**Work required**.
Using the material below, repeat exactly the lines from the one with "Rebuild this screenshot" through the one with "<Intro>計算ケースの基", ends included, without any images.

Entries with page source code
┄┄┄┄┄┄

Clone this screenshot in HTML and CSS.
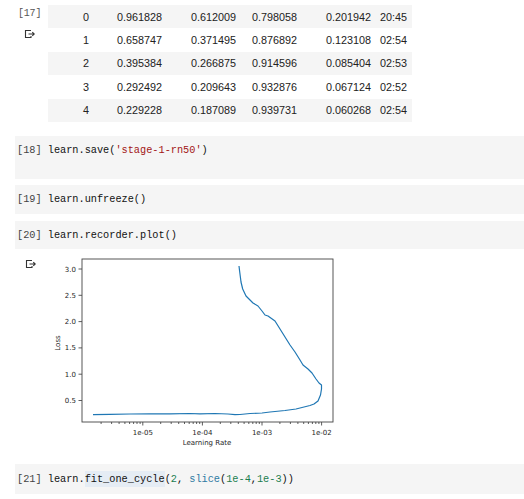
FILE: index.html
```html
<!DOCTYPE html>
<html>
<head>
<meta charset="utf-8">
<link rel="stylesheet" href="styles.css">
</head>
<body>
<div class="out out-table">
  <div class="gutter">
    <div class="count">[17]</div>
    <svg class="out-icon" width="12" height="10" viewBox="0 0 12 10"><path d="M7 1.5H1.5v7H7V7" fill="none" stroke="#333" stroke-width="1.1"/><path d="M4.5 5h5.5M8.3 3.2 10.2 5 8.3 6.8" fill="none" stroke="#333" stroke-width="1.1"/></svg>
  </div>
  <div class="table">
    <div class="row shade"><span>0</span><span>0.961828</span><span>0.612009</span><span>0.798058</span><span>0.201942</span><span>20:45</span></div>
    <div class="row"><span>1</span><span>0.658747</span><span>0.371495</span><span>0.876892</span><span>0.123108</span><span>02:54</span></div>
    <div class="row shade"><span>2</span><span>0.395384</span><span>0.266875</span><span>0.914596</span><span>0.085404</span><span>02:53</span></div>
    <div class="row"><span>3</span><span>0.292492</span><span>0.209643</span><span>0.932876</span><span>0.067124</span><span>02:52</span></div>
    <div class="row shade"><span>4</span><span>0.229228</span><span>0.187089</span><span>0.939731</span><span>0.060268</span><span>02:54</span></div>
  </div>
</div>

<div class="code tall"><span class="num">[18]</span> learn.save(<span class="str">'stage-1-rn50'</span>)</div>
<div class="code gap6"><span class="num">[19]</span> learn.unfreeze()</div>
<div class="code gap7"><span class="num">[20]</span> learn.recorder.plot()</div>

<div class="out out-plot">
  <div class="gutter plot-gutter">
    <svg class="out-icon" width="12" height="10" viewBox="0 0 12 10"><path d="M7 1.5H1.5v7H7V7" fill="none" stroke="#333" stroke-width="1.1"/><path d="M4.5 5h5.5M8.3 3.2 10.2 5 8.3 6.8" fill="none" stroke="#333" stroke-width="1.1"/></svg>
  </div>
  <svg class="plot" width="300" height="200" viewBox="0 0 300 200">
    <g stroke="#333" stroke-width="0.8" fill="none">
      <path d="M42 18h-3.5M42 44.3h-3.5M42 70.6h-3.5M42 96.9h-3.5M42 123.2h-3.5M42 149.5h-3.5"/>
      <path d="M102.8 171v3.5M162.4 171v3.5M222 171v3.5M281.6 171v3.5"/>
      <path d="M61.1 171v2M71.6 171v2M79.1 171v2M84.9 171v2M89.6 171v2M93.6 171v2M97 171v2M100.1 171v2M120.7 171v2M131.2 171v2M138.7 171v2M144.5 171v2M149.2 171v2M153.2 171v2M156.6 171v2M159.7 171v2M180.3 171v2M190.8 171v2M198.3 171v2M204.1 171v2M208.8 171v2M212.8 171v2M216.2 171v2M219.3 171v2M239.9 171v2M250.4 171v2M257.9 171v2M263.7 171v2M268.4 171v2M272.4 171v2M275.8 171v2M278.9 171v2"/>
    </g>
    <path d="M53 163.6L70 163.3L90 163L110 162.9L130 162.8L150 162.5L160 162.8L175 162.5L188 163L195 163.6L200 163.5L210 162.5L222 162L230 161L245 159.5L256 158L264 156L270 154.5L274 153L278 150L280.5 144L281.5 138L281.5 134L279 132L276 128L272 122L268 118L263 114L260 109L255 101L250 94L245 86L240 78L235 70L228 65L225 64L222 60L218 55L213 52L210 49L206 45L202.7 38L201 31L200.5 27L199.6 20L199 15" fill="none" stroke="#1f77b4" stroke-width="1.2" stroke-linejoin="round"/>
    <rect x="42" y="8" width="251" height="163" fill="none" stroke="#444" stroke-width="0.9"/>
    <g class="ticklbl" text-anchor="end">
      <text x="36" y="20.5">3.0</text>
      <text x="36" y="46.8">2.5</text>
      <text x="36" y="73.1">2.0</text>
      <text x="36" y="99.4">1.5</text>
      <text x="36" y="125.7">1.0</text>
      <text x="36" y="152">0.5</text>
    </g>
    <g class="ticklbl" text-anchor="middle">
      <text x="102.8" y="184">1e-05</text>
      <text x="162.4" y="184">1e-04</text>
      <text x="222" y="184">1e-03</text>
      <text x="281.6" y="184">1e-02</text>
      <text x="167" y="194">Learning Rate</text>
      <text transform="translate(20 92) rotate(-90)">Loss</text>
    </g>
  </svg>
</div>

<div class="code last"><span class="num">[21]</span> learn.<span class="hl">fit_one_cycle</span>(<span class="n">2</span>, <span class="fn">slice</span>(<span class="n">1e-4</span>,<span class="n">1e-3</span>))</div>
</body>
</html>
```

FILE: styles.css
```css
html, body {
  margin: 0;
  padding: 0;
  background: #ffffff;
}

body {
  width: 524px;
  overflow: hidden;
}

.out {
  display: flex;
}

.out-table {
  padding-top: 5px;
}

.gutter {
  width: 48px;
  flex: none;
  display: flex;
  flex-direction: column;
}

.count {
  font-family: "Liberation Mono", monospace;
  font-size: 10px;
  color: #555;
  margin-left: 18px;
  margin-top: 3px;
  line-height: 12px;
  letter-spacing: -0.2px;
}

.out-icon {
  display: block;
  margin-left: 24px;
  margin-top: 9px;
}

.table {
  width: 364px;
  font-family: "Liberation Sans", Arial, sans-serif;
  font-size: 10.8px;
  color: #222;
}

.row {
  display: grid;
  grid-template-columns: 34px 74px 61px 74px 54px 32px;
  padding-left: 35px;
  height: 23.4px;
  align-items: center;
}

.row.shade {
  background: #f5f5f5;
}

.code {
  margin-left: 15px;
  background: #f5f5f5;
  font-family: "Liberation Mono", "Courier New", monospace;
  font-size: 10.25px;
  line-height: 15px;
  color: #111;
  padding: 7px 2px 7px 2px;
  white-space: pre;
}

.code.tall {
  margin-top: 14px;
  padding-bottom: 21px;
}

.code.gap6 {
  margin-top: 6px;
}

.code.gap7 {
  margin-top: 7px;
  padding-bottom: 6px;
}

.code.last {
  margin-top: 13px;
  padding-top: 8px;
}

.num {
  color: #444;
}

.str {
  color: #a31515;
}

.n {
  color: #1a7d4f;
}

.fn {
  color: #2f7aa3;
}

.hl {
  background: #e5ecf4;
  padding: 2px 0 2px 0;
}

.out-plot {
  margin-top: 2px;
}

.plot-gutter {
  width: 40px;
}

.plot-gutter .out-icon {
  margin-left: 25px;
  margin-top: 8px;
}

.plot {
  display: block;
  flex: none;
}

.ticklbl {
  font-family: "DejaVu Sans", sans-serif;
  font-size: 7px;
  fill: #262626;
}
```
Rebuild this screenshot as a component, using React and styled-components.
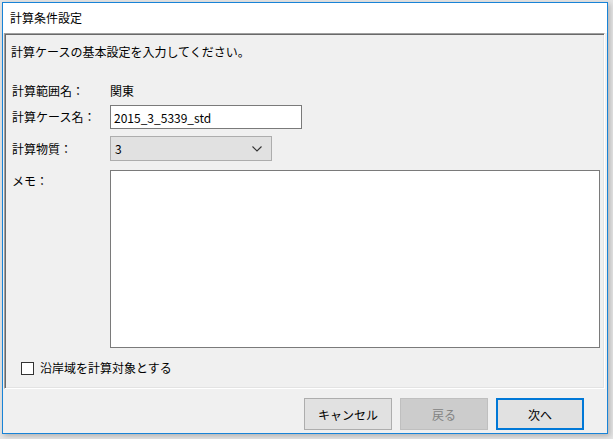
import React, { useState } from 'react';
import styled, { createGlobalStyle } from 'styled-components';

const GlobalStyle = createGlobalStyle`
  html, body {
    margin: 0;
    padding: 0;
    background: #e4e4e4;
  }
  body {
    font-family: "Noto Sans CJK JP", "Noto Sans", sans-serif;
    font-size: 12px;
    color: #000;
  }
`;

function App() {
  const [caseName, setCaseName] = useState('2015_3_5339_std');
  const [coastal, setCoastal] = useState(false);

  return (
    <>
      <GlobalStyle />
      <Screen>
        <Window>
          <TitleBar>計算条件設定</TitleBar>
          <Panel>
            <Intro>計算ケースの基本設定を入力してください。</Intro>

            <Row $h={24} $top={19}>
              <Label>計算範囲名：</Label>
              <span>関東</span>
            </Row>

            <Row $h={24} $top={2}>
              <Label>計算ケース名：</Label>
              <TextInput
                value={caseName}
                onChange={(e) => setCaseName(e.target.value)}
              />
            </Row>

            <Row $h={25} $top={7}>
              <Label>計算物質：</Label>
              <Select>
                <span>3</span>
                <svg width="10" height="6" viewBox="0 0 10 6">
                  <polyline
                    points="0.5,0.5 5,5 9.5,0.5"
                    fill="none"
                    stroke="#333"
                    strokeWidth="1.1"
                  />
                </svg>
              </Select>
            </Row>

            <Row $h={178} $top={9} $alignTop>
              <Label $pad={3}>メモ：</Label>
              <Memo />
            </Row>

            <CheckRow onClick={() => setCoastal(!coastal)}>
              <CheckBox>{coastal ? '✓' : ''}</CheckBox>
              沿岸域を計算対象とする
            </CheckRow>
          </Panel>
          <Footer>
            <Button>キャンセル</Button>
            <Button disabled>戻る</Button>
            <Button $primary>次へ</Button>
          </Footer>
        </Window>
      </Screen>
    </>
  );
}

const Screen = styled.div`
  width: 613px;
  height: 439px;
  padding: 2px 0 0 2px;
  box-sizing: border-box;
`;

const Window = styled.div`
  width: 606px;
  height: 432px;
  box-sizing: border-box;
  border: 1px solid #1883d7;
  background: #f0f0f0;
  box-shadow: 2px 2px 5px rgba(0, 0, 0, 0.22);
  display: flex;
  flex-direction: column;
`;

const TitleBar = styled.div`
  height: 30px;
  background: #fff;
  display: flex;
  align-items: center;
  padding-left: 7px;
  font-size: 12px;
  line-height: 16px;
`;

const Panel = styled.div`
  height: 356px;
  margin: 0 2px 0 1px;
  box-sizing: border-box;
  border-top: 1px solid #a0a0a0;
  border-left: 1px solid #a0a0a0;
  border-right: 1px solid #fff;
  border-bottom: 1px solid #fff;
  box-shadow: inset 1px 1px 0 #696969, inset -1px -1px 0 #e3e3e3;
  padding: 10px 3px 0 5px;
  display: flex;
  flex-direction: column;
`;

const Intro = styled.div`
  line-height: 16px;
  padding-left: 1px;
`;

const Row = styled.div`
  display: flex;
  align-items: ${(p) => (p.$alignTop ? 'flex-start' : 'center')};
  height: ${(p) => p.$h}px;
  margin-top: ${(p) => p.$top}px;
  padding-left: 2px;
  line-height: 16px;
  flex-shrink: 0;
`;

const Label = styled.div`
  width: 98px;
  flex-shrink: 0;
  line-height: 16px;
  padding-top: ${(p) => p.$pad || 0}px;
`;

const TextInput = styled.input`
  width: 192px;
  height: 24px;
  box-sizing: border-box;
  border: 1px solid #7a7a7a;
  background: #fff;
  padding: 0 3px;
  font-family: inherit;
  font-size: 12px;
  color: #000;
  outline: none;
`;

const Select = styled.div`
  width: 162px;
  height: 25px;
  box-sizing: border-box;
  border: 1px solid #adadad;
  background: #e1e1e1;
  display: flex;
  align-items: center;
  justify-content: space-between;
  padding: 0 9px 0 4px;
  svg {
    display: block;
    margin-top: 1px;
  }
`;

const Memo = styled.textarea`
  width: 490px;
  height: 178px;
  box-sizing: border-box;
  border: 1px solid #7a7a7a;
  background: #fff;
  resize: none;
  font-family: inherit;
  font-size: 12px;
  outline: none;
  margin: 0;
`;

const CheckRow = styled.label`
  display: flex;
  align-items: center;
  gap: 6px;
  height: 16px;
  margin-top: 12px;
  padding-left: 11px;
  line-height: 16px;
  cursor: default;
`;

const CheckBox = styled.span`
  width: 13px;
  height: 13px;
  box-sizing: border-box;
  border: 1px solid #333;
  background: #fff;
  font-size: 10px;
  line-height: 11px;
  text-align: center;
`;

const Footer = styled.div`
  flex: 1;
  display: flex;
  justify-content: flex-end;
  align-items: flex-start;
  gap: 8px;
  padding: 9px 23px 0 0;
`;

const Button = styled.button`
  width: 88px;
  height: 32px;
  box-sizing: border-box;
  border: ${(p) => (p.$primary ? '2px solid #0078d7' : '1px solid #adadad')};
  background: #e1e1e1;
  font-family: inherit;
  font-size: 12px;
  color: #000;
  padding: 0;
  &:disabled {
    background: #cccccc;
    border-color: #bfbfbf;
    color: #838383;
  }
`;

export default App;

┄┄┄┄┄┄

**Written answer**.
Rebuild this screenshot as a component, using React and styled-components.
import React, { useState } from 'react';
import styled, { createGlobalStyle } from 'styled-components';

const GlobalStyle = createGlobalStyle`
  html, body {
    margin: 0;
    padding: 0;
    background: #e4e4e4;
  }
  body {
    font-family: "Noto Sans CJK JP", "Noto Sans", sans-serif;
    font-size: 12px;
    color: #000;
  }
`;

function App() {
  const [caseName, setCaseName] = useState('2015_3_5339_std');
  const [coastal, setCoastal] = useState(false);

  return (
    <>
      <GlobalStyle />
      <Screen>
        <Window>
          <TitleBar>計算条件設定</TitleBar>
          <Panel>
            <Intro>計算ケースの基本設定を入力してください。</Intro>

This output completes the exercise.